D. H. : Nos recommandations phares portent sur l’éducation à la sexualité et appellent au renforcement des moyens de l’Éducation nationale pour favoriser l’information et l’émancipation des jeunes filles. Nous souhaitons également un accès confidentiel et gratuit à la contraception et à l’IVG pour les mineures. Nous pensons qu’il est important que soit favorisé l’accès à une alimentation de qualité pour les plus démunis, sous forme de bons d’achat, considérant que c’est un moyen essentiel de lutte contre l’obésité, et ce dès le plus jeune âge. S’agissant de l’allongement de la vie, nous pensons que le maintien du lien social est indispensable et, pour ce faire, estimons nécessaire que les personnes âgées soient intégrées dans les quartiers pour encourager les échanges intergénérationnels. Notre rapport a été remis aux ministères de la Santé et de l’Éducation nationale, ainsi qu’au secrétariat d’État chargé des Aînés. Nous attendons un retour pour savoir si les pistes que nous proposons seront retenues et portées par le gouvernement.

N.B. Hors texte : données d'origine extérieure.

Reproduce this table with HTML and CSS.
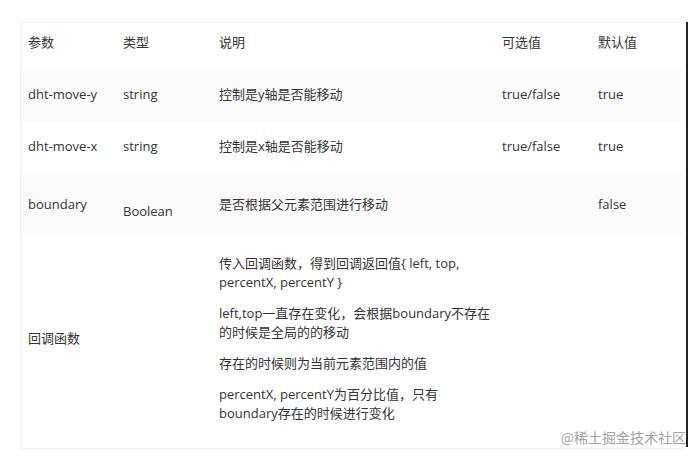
FILE: index.html
```html
<!DOCTYPE html>
<html lang="zh">
<head>
<meta charset="utf-8">
<link rel="stylesheet" href="styles.css">
</head>
<body>
<div class="frame">
  <table class="params">
    <thead>
      <tr class="head">
        <th class="c1">参数</th>
        <th class="c2">类型</th>
        <th class="c3">说明</th>
        <th class="c4">可选值</th>
        <th class="c5">默认值</th>
      </tr>
    </thead>
    <tbody>
      <tr class="r1 alt">
        <td>dht-move-y</td>
        <td>string</td>
        <td>控制是y轴是否能移动</td>
        <td>true/false</td>
        <td>true</td>
      </tr>
      <tr class="r2">
        <td>dht-move-x</td>
        <td>string</td>
        <td>控制是x轴是否能移动</td>
        <td>true/false</td>
        <td>true</td>
      </tr>
      <tr class="r3 alt">
        <td>boundary</td>
        <td class="low">Boolean</td>
        <td>是否根据父元素范围进行移动</td>
        <td></td>
        <td>false</td>
      </tr>
      <tr class="r4">
        <td>回调函数</td>
        <td></td>
        <td class="desc">
          <p>传入回调函数，得到回调返回值{ left, top, percentX, percentY }</p>
          <p>left,top一直存在变化，会根据boundary不存在的时候是全局的的移动</p>
          <p>存在的时候则为当前元素范围内的值</p>
          <p>percentX, percentY为百分比值，只有boundary存在的时候进行变化</p>
        </td>
        <td></td>
        <td></td>
      </tr>
    </tbody>
  </table>
</div>
<div class="watermark">@稀土掘金技术社区</div>
</body>
</html>
```

FILE: styles.css
```css
html, body {
  margin: 0;
  padding: 0;
  background: #ffffff;
}

body {
  width: 700px;
  height: 459px;
  overflow: hidden;
  position: relative;
  font-family: "Open Sans", "Noto Sans CJK SC", sans-serif;
  font-size: 13px;
  color: #333333;
}

.frame {
  margin: 22px 0 0 20px;
  width: 666px;
  border-right: 2px solid #222222;
  height: 425px;
}

.params {
  width: 664px;
  border-collapse: collapse;
  table-layout: fixed;
  border: 1px solid #f3f3f3;
  border-right: none;
}

.params th,
.params td {
  text-align: left;
  font-weight: normal;
  line-height: 19px;
  padding: 0 7px;
  vertical-align: middle;
}

.c1 { width: 81px; }
.c2 { width: 82px; }
.c3 { width: 276px; padding-right: 0 !important; }
.c4 { width: 82px; }
.c5 { width: 80px; }

.head th {
  padding-top: 10px;
  padding-bottom: 16px;
}

.alt { background: #fbfbfb; }

.r1 td { padding-top: 17px; padding-bottom: 17px; }
.r2 td { padding-top: 16px; padding-bottom: 16px; }
.r3 td { padding-top: 23px; padding-bottom: 23px; }
.r3 td.low { padding-top: 30px; padding-bottom: 16px; }

.r4 td { padding-top: 17px; padding-bottom: 25px; }
.r4 td.desc { padding-right: 0; }

.desc p {
  margin: 0 0 12px;
}
.desc p:last-child {
  margin-bottom: 0;
}

.watermark {
  position: absolute;
  right: 14px;
  top: 427px;
  font-family: "Noto Sans CJK SC", sans-serif;
  font-size: 14px;
  line-height: 20px;
  color: #a3a3a3;
  background: rgba(255, 255, 255, 0.6);
}
```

« La Santé des femmes en France », communication du Conseil économique, social et environnemental, septembre 2010, Disponible en complément d’article sur www.espace infirmier.com, rubrique Revues, L’Infirmière magazine.
CADRE DE SANTE A L’ASSISTANCE PUBLIQUE-HÔPITAUX DE PARIS
→ Préparatrice en pharmacie de formation, elle est cadre de santé à l’hôpital Bretonneau (Paris).
→ Membre du Conseil économique, social et environnemental depuis 2005 (section de la vie économique et du dialogue social), elle a entamé un nouveau mandat de cinq ans en novembre dernier.
→ Depuis 2008, elle est secrétaire du syndicat CFDT de l’AP-HP.
→ En 2010, elle a obtenu un master de sociologie du travail au Conservatoire national des arts et métiers.
Les 233 membres du Cese sont désignés par des organisations de la société civile ou nommés par le gouvernement. Ils ont pour mission de conseiller ce dernier, de participer à l’élaboration de la politique économique, sociale et environnementale, de favoriser le dialogue entre les catégories socioprofessionnelles, et de contribuer à l’information des assemblées politiques.